Advanced Feature Transformation

🎯 Purpose¶

This guide outlines advanced transformation strategies tailored to model assumptions, statistical structure, and production constraints. It builds on foundational transformations by introducing model-aware workflows for linearity, encoding, normalization, and target stability.

🧠 1. Model-Aware Transformation Strategy¶

Model Type	Transformation Priority
OLS / GLM	Linearity in features, reduced skew
Logistic Regression	Linear logit, interpretable effects
Ridge/Lasso	Standardized scale, no multicollinearity
Tree-Based Models	Optional log/smooth, handle categories
Distance-Based	Strong normalization (e.g., KMeans, SVM)

✔️ Tailor transformations to the model's core assumptions and fit behavior

📈 2. Logit and Linearization Prep¶

🔹 Log-Linear Relationships¶

import numpy as np
df['log_income'] = np.log1p(df['income'])

✔️ Use log/sqrt/yeo-johnson when linearity is poor in scatterplots

🔹 Box-Tidwell Interaction (Logit Linearity)¶

# test: X * log(X) → add to logistic formula

✔️ Indicates violation of logit linearity assumption

🧮 3. Polynomial and Interaction Terms¶

🔹 Polynomial Expansion¶

from sklearn.preprocessing import PolynomialFeatures
poly = PolynomialFeatures(degree=2, include_bias=False)
X_poly = poly.fit_transform(X)

✔️ Consider centering before expanding to reduce VIF

🔹 Interaction Engineering¶

Multiply important features (domain pairs)
Use EDA to inform nonlinear relationships

🔁 4. Target Transformation (Regression)¶

Problem	Solution
Skewed target (`y`)	Log or Yeo-Johnson
Heteroskedasticity	Log-transform to stabilize noise
Multimodal target	Consider binning or modeling tails separately

from sklearn.preprocessing import PowerTransformer
pt = PowerTransformer(method='yeo-johnson')
y_transformed = pt.fit_transform(y.values.reshape(-1, 1))

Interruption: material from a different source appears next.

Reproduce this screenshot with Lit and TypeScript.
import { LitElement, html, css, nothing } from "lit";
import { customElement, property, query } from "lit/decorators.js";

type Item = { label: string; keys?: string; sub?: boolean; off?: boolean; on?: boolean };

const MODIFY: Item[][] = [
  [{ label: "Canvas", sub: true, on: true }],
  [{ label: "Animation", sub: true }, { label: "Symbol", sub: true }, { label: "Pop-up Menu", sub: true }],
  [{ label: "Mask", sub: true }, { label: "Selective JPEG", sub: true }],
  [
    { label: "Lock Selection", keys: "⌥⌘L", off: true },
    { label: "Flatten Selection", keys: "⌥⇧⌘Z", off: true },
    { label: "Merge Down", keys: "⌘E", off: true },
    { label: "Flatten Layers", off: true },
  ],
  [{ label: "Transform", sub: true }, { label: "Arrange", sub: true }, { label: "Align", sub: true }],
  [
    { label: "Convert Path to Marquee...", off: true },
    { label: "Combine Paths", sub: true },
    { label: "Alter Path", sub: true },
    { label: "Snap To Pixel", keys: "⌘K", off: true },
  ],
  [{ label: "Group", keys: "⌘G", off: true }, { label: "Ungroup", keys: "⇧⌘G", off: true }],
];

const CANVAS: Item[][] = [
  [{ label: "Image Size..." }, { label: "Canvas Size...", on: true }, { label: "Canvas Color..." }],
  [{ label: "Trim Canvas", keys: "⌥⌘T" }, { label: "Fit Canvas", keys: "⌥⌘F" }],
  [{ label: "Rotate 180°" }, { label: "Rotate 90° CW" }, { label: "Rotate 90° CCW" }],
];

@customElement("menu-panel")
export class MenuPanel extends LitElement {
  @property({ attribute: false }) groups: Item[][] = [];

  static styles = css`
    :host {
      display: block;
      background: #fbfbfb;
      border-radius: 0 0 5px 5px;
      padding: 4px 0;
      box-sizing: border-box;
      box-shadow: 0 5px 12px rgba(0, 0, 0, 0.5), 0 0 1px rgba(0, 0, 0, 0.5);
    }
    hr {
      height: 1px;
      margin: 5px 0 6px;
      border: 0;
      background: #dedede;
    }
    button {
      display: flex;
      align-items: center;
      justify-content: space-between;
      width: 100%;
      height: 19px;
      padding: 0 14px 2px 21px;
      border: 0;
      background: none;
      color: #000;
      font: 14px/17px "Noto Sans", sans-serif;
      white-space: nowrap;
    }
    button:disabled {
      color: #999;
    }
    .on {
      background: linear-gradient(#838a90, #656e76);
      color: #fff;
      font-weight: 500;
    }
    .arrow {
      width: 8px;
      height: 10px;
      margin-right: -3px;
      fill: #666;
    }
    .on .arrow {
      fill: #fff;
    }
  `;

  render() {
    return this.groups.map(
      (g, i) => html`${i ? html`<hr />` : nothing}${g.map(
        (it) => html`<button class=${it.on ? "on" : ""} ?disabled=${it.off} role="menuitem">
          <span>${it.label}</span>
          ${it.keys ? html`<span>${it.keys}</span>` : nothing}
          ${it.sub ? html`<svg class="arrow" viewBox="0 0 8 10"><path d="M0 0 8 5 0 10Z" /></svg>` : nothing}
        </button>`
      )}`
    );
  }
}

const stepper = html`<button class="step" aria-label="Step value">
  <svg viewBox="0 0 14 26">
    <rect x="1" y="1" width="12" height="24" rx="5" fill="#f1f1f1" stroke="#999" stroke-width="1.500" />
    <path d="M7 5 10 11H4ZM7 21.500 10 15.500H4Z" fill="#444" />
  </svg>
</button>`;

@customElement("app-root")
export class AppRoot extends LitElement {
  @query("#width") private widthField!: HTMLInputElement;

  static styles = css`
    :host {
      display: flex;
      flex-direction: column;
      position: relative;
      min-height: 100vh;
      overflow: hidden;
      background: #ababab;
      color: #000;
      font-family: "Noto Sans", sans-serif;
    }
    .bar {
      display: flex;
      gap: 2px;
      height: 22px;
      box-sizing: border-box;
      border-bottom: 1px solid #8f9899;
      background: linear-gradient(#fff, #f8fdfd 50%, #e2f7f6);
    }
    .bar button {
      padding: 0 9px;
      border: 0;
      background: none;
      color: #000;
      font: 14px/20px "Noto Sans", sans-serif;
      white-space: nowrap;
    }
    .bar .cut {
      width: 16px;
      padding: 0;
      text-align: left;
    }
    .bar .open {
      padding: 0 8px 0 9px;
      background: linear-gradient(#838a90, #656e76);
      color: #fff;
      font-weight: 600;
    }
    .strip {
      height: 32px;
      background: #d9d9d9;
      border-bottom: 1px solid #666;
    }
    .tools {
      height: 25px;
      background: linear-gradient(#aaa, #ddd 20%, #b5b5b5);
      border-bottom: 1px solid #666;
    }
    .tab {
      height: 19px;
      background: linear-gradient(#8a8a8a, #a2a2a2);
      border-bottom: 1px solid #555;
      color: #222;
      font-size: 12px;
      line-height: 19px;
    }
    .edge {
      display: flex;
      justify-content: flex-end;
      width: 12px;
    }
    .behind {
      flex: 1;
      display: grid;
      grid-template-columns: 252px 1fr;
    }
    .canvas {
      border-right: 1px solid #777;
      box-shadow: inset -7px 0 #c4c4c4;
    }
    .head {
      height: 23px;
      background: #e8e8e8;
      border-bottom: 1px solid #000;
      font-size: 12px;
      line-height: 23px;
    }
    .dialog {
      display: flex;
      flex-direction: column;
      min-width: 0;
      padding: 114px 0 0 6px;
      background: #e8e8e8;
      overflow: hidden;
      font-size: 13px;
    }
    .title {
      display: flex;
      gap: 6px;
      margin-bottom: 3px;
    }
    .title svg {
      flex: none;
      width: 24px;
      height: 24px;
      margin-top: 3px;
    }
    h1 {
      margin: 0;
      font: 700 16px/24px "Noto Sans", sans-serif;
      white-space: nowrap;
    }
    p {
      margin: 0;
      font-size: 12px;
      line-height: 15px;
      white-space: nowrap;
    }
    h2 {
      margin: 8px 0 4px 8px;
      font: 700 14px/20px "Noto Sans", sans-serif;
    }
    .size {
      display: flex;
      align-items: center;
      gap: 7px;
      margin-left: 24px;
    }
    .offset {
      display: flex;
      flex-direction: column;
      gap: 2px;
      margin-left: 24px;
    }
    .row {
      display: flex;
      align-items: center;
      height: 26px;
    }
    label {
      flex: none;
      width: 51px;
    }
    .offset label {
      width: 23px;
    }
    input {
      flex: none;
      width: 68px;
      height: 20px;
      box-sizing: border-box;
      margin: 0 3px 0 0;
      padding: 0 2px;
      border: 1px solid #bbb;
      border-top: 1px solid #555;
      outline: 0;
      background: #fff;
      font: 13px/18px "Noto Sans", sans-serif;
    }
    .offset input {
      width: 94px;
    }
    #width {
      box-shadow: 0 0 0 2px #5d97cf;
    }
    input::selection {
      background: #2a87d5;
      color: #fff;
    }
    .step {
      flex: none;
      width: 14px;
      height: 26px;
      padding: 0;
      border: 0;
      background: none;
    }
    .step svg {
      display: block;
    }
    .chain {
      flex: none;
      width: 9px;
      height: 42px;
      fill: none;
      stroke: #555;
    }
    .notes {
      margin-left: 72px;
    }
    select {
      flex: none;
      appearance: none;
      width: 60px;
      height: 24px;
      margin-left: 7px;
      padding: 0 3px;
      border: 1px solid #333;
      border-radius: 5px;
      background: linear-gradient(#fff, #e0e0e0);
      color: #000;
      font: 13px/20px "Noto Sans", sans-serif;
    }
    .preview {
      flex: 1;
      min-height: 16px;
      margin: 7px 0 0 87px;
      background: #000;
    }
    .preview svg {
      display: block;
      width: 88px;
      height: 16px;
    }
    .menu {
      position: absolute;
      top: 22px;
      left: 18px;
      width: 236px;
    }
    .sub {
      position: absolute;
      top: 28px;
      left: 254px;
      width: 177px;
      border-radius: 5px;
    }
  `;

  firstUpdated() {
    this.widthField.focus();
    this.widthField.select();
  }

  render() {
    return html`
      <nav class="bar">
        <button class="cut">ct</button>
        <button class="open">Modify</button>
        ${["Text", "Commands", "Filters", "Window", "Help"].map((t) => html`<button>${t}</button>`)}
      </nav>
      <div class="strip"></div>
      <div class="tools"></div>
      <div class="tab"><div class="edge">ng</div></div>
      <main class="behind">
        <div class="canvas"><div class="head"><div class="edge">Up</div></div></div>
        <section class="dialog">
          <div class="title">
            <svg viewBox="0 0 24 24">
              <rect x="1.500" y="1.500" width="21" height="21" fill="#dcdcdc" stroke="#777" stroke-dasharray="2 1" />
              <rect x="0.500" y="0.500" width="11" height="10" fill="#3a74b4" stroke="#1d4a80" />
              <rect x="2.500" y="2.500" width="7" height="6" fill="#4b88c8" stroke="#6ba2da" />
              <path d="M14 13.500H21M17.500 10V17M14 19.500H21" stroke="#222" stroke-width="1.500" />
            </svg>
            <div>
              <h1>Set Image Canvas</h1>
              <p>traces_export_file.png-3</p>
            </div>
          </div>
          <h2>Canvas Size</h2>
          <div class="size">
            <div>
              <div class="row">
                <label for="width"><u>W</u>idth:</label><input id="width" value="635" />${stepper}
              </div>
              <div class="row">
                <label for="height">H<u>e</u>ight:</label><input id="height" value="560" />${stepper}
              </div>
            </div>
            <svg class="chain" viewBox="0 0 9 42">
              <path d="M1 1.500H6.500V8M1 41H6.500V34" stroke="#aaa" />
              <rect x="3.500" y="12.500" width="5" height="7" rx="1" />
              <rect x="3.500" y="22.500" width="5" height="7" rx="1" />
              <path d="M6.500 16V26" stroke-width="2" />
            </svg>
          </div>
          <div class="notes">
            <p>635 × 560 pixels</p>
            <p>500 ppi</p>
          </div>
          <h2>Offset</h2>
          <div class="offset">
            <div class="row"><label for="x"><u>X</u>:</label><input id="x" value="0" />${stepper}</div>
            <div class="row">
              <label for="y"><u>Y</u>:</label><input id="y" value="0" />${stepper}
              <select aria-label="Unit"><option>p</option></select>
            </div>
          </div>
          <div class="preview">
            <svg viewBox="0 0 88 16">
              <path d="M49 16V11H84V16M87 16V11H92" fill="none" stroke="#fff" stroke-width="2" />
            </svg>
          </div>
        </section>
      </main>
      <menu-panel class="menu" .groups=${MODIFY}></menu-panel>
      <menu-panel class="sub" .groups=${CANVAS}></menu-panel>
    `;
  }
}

✔️ Track reversibility for downstream interpretation

📦 5. Advanced Encoding Strategies¶

Encoding Type	Use Case
One-Hot	Small fixed vocab (nominal)
Ordinal	Ranked levels (risk tiers, survey)
Target/Impact	High-cardinality categorical
WOE (Logistic only)	Binary target predictive encoding

# Target Encoding Example
grouped = df.groupby('category')['target'].mean()
df['encoded'] = df['category'].map(grouped)

✔️ Apply cross-validation during encoding to avoid leakage

⏱ 6. Temporal Feature Expansion¶

Strategy	Purpose
Lag Features	Capture recent trends
Rolling Averages	Smooth volatility
Expanding Windows	Cumulative behavior
Cyclical Decomposition	Hour, day, week via sin/cos

df['hour_sin'] = np.sin(2 * np.pi * df['hour'] / 24)
df['hour_cos'] = np.cos(2 * np.pi * df['hour'] / 24)

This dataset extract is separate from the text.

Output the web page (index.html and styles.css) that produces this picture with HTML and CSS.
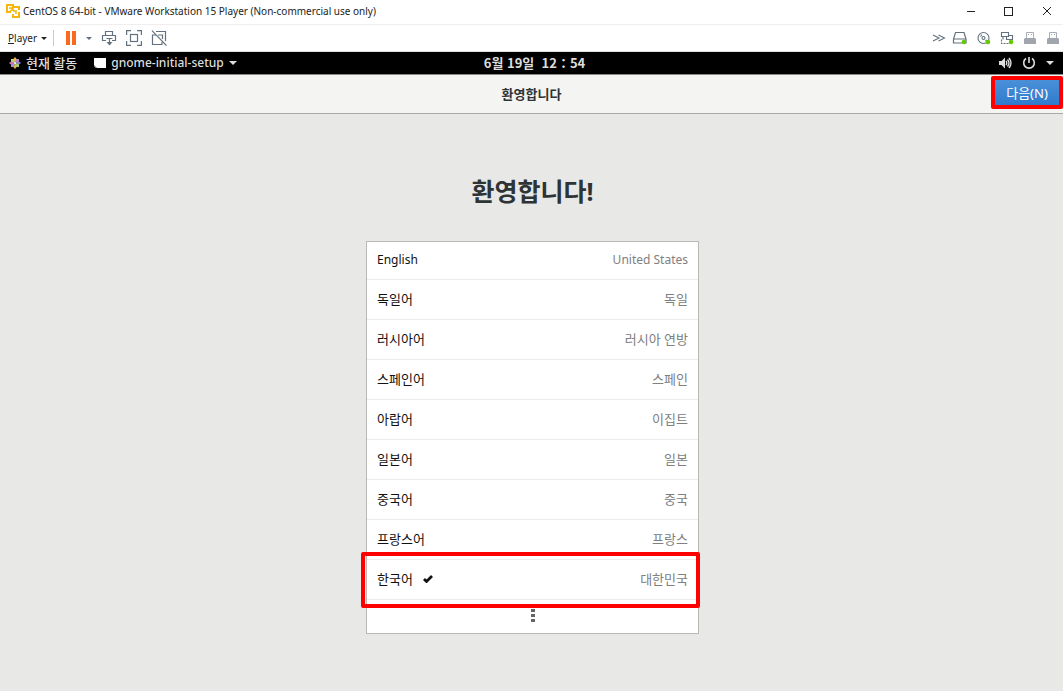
FILE: index.html
```
<!DOCTYPE html>
<html lang="ko">
<head>
  <meta charset="UTF-8" />
  <meta name="viewport" content="width=device-width, initial-scale=1" />
  <title>CentOS 8 64-bit - VMware Workstation 15 Player</title>
  <link rel="stylesheet" href="styles.css">
</head>
<body>
  <header class="titlebar">
    <svg class="app-icon" width="14" height="14" viewBox="0 0 14 14" fill="none" stroke="#f5b70a" stroke-width="2">
      <path d="M5 8H1V1h6v3M8 3h5v3M13 8v5H7v-3"/>
      <path d="M3 4h4v3M3.500 8l4-4M7 7h3v3" stroke-width="1.500"/>
    </svg>
    <span class="window-title">CentOS 8 64-bit - VMware Workstation 15 Player (Non-commercial use only)</span>
    <div class="window-buttons">
      <button aria-label="Minimize"><svg width="10" height="10" viewBox="0 0 10 10"><path d="M1 5.500h8" stroke="#222"/></svg></button>
      <button aria-label="Maximize"><svg width="10" height="10" viewBox="0 0 10 10"><rect x=".5" y="1.500" width="8" height="8" fill="none" stroke="#222"/></svg></button>
      <button aria-label="Close"><svg width="10" height="10" viewBox="0 0 10 10"><path d="M1 1l8 8M9 1L1 9" stroke="#222"/></svg></button>
    </div>
  </header>

  <nav class="toolbar">
    <button class="player-menu"><span><u>P</u>layer</span><i class="caret"></i></button>
    <span class="separator"></span>
    <button class="pause" aria-label="Pause">
      <svg width="12" height="14" viewBox="0 0 12 14"><path d="M1 0h4v14H1zM7 0h4v14H7z" fill="#f9691e"/></svg>
      <i class="caret slate"></i>
    </button>
    <button aria-label="Send Ctrl+Alt+Del">
      <svg width="16" height="16" viewBox="0 0 16 16" fill="none" stroke="#62717d" stroke-width="1.2">
        <path d="M4.500 5.500V1.500h7v4M5 10.500H1.500v-5h13v5H11M5.500 8.500h6M8.500 9v4"/>
        <path d="M5.500 12h6l-3 3.500z" fill="#62717d" stroke="none"/>
      </svg>
    </button>
    <button aria-label="Full screen">
      <svg width="16" height="16" viewBox="0 0 16 16" fill="none" stroke="#62717d" stroke-width="1.2">
        <path d="M.6 5V.6H5M11 .6h4.400V5M15.400 11v4.400H11M5 15.400H.6V11"/><rect x="4.500" y="4.500" width="7" height="7"/>
      </svg>
    </button>
    <button aria-label="Unity">
      <svg width="16" height="16" viewBox="0 0 16 16" fill="none" stroke="#62717d" stroke-width="1.2">
        <path d="M5 1.500h9.500V11M4.500 5H1.500v9.500h9.500V12M7 5h4.500v4M1 .6l14.500 15"/>
      </svg>
    </button>
    <div class="devices">
      <button class="collapse" aria-label="Collapse">
        <svg width="14" height="14" viewBox="0 0 14 14" fill="none" stroke="#62717d" stroke-width="1.1"><path d="M1 4l6 3-6 3M6.500 4l6 3-6 3"/></svg>
      </button>
      <button aria-label="Hard disk">
        <svg width="16" height="14" viewBox="0 0 16 14" fill="none" stroke="#62717d" stroke-width="1.2">
          <path d="M3.500 1.500h8.500l2 6.500v4H1.500V8zM1.500 8h12.500"/><circle cx="12" cy="11" r="2.300" fill="#66c800" stroke="none"/>
        </svg>
      </button>
      <button aria-label="CD/DVD">
        <svg width="14" height="14" viewBox="0 0 14 14" fill="none" stroke="#62717d" stroke-width="1.1">
          <circle cx="6.500" cy="7" r="5.500"/><circle cx="6.500" cy="7" r="1.500"/><path d="M3.500 5.500l1.500-2M8.500 10l1-1"/><circle cx="11" cy="11" r="2.300" fill="#66c800" stroke="none"/>
        </svg>
      </button>
      <button aria-label="Network adapter">
        <svg width="14" height="14" viewBox="0 0 14 14" fill="none" stroke="#62717d" stroke-width="1.1">
          <path d="M1.500 1.500h7v4h-7zM3 5.500v3M6.500 5.500v3h6v-4h-4"/><path d="M1.500 8.500v4h8" stroke-dasharray="2 1"/><circle cx="11" cy="11" r="2.300" fill="#66c800" stroke="none"/>
        </svg>
      </button>
      <button aria-label="USB device 1">
        <svg width="14" height="14" viewBox="0 0 14 14"><path d="M3.500 7V1.500h7V7" fill="#fff" stroke="#a9adb3"/><path d="M5 3h1v1H5zM8 3h1v1H8zM2 7h10l1 1v5H1V8z" fill="#a0a5ae"/></svg>
      </button>
      <button aria-label="USB device 2">
        <svg width="14" height="14" viewBox="0 0 14 14"><path d="M3.500 7V1.500h7V7" fill="#fff" stroke="#a9adb3"/><path d="M5 3h1v1H5zM8 3h1v1H8zM2 7h10l1 1v5H1V8z" fill="#a0a5ae"/></svg>
      </button>
    </div>
  </nav>

  <div class="topbar">
    <div class="topbar-left">
      <button class="activities">
        <svg width="12" height="12" viewBox="0 0 12 12">
          <path d="M6 0l2 2.500L6 6 4 2.500z" fill="#f0b84a"/><path d="M12 6L9.500 8 6 6l3.500-2z" fill="#8f83c8"/>
          <path d="M6 12L4 9.500 6 6l2 3.500z" fill="#e8b04a"/><path d="M0 6l2.500-2L6 6 2.500 8z" fill="#c778b8"/>
          <path d="M2 2h2.500L6 6 2 4.500z" fill="#b9d47c"/><path d="M10 2v2.500L6 6l1.500-4z" fill="#b787c8"/>
          <path d="M10 10H7.500L6 6l4 1.500z" fill="#adcb6b"/><path d="M2 10V7.500L6 6l-1.500 4z" fill="#9599d7"/>
          <circle cx="6" cy="6" r="1" fill="#fff"/>
        </svg>
        현재 활동
      </button>
      <button class="app-menu">
        <svg width="12" height="12" viewBox="0 0 12 12"><path d="M0 1h12v10H2l-2-2z" fill="#fff"/><path d="M0 8l3 3" stroke="#aaa"/></svg>
        gnome-initial-setup
        <i class="caret light"></i>
      </button>
    </div>
    <button class="clock">6월 19일&nbsp; 12：54</button>
    <button class="status-menu" aria-label="System">
      <svg width="14" height="14" viewBox="0 0 14 14" fill="none" stroke="#ddd" stroke-width="1.4">
        <path d="M1 5h2.500L7 1.500v11L3.500 9H1z" fill="#ddd" stroke="none"/><path d="M8 5q1.500 2 0 4M9.500 3.500q3 3.500 0 7M11 2q4 5 0 10"/>
      </svg>
      <svg width="14" height="14" viewBox="0 0 14 14" fill="none" stroke="#ddd" stroke-width="1.600">
        <path d="M4 2.500a5.300 5.300 0 1 0 6 0M7 1v6"/>
      </svg>
      <i class="caret light"></i>
    </button>
  </div>

  <div class="headerbar">
    <span class="headerbar-title">환영합니다</span>
    <div class="next-mark"><button class="next">다음(N)</button></div>
  </div>

  <main class="welcome">
    <h1>환영합니다!</h1>
    <ul class="languages">
      <li><button class="latin"><span>English</span><span class="country">United States</span></button></li>
      <li><button><span>독일어</span><span class="country">독일</span></button></li>
      <li><button><span>러시아어</span><span class="country">러시아 연방</span></button></li>
      <li><button><span>스페인어</span><span class="country">스페인</span></button></li>
      <li><button><span>아랍어</span><span class="country">이집트</span></button></li>
      <li><button><span>일본어</span><span class="country">일본</span></button></li>
      <li><button><span>중국어</span><span class="country">중국</span></button></li>
      <li><button><span>프랑스어</span><span class="country">프랑스</span></button></li>
      <li class="selected">
        <button>
          <span>한국어</span>
          <svg width="10" height="8" viewBox="0 0 10 8"><path d="M1 4l2.500 2.500L9 1" fill="none" stroke="#111" stroke-width="2.800"/></svg>
          <span class="country">대한민국</span>
        </button>
      </li>
      <li class="more">
        <button aria-label="더 보기"><svg width="4" height="14" viewBox="0 0 4 14"><path d="M0 0h4v3H0zM0 5h4v3H0zM0 10h4v3H0z" fill="#666"/></svg></button>
      </li>
    </ul>
  </main>
</body>
</html>
```
FILE: styles.css
```
* {
  box-sizing: border-box;
}
body {
  margin: 0;
  min-height: 100vh;
  display: flex;
  flex-direction: column;
  font-family: "Noto Sans", "Noto Sans CJK KR", sans-serif;
  font-size: 13px;
  line-height: 20px;
  background-color: #e8e8e6;
  color: #2e3436;
}
button {
  display: flex;
  align-items: center;
  padding: 0;
  border: none;
  background: none;
  font: inherit;
  color: inherit;
}
svg {
  display: block;
  flex: none;
}
.caret {
  border: 3px solid transparent;
  border-top-color: #222;
  border-bottom: none;
}
.caret.slate {
  border-top-color: #62717d;
}
.caret.light {
  border-width: 4px;
  border-bottom: none;
  border-top-color: #ddd;
}

/* VMware window */
.titlebar {
  display: flex;
  align-items: center;
  height: 25px;
  padding: 0 11px 2px 6px;
  background-color: #fff;
  border-bottom: 1px solid #eee;
  color: #222;
}
.window-title {
  margin-left: 3px;
  font-size: 10px;
}
.window-buttons {
  display: flex;
  gap: 28px;
  margin-left: auto;
}
.toolbar {
  display: flex;
  align-items: center;
  gap: 9px;
  height: 27px;
  padding: 0 3px 0 8px;
  background-color: #fff;
  border-bottom: 1px solid #ddd;
}
.player-menu {
  gap: 4px;
  font-size: 10px;
  color: #222;
}
.separator {
  width: 1px;
  height: 16px;
  margin-left: -3px;
  background-color: #ccc;
}
.pause {
  gap: 9px;
  margin-left: 2px;
}
.devices {
  display: flex;
  gap: 9px;
  margin-left: auto;
}
.collapse {
  margin-right: -3px;
}

/* GNOME shell */
.topbar {
  display: grid;
  grid-template-columns: 1fr auto 1fr;
  align-items: center;
  height: 22px;
  padding: 0 9px;
  background-color: #000;
  color: #ddd;
  font-weight: 500;
}
.topbar-left {
  display: flex;
  gap: 17px;
}
.activities,
.app-menu {
  gap: 5px;
}
.app-menu {
  font-size: 12px;
}
.clock {
  padding-left: 6px;
  font-family: "Noto Sans CJK KR", sans-serif;
  font-weight: 700;
}
.status-menu {
  justify-self: end;
  gap: 10px;
}
.headerbar {
  display: grid;
  grid-template-columns: 1fr auto 1fr;
  align-items: start;
  height: 40px;
  padding-top: 1px;
  background-color: #f4f4f3;
  border-top: 1px solid #888;
  border-bottom: 1px solid #aaa;
}
.headerbar-title {
  grid-column: 2;
  padding-top: 8px;
  font-weight: 700;
}
.next-mark {
  justify-self: end;
  border: 4px solid #f00;
  border-radius: 2px;
}
.next {
  justify-content: center;
  width: 64px;
  height: 25px;
  background: linear-gradient(#4a90d9, #2f7bcc);
  color: #fff;
}

/* Language page */
.welcome {
  flex: 1;
  padding: 59px 19px 58px 21px;
}
h1 {
  margin: 0 0 32px;
  font-size: 25px;
  line-height: 36px;
  font-weight: 700;
  text-align: center;
}
.languages {
  width: 333px;
  max-width: 100%;
  margin: 0 auto;
  padding: 0;
  list-style: none;
  background-color: #fff;
  border: 1px solid #b8b8b4;
}
.languages li {
  height: 40px;
  border-bottom: 1px solid #ededed;
}
.languages li:first-child {
  height: 38px;
}
.languages button {
  width: 100%;
  height: 100%;
  padding: 0 10px 1px;
  color: #111;
}
.languages .latin {
  font-size: 12px;
}
.languages .country {
  margin-left: auto;
  color: #808080;
}
.languages .selected {
  position: relative;
}
.selected svg {
  margin-left: 10px;
}
.selected::after {
  content: "";
  position: absolute;
  inset: -8px -2px -9px -6px;
  border: 4px solid #f00;
  border-radius: 2px;
}
.languages .more {
  height: 33px;
  border-bottom: none;
}
.more button {
  justify-content: center;
}
```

✔️ Validate timezone alignment and seasonal periodicity

🧪 7. Transformation Evaluation Tools¶

🔹 Skew Reduction¶

from scipy.stats import skew
skew_before = skew(df['feature'])
skew_after = skew(np.log1p(df['feature']))

🔹 Normality Diagnostic¶

QQ plots before/after transformation
Histogram or KDE with log1p, boxcox, yeo-johnson

🔹 Multicollinearity Check¶

from statsmodels.stats.outliers_influence import variance_inflation_factor

✔️ Run VIF post-transformation to verify decorrelation

📋 Advanced Transformation Checklist¶

[ ] Continuous features reviewed for skew and log-scale applicability
[ ] Target variable normalized if appropriate (log, Box-Cox)
[ ] Polynomial features added with centering or regularization
[ ] Categorical encoding strategy documented and justified
[ ] Temporal columns expanded (lags, cycles, rolling)
[ ] Multicollinearity reviewed post-expansion (VIF)
[ ] All transforms logged and reversible where needed

💡 Final Tip¶

“Advanced transformations aren’t cosmetic — they let your model speak the language your data actually needs.”

Use before: model fitting, residual diagnostics, or feature importance interpretation.